Clear scope reduces incidental capture and makes post-delivery review easier for stakeholders.
Common constraints that affect what can be captured
Construction and industrial sites often have constraints that influence the final outputs. The most common are:
- Airspace limitations: controlled airspace may limit altitude or require authorization.
- Weather: wind and low visibility reduce stability and clarity.
- Active work zones: safety buffers may prevent certain angles at certain times.
- Obstructions: cranes, wires, towers, and steel create flight and signal considerations.
- Time windows: narrow windows may require prioritization of must-have shots.
When constraints exist, the best approach is to prioritize deliverables: define which viewpoints or zones matter most so the flight plan is optimized for the essentials.

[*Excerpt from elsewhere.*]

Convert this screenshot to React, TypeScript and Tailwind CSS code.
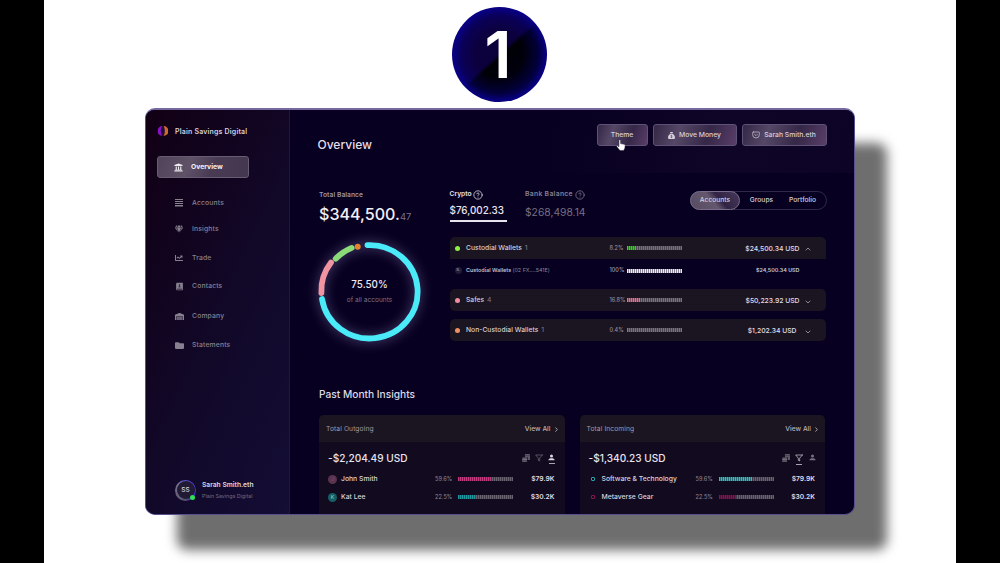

Summary: what it covers and why it’s useful
Construction and industrial aerial imaging typically covers site overviews, progress documentation, baseline conditions, quality-control support, logistics and staging visibility, and perimeter/boundary context. Deliverables often work best as structured sets or recurring templates rather than a small collection of “nice” photos.
The strongest results come from defining scope early: the areas of focus, the purpose (progress, verification, recordkeeping, planning), and the deliverable format. When those inputs are clear, the capture is faster, the imagery is more consistent, and the output is easier for stakeholders to review and use.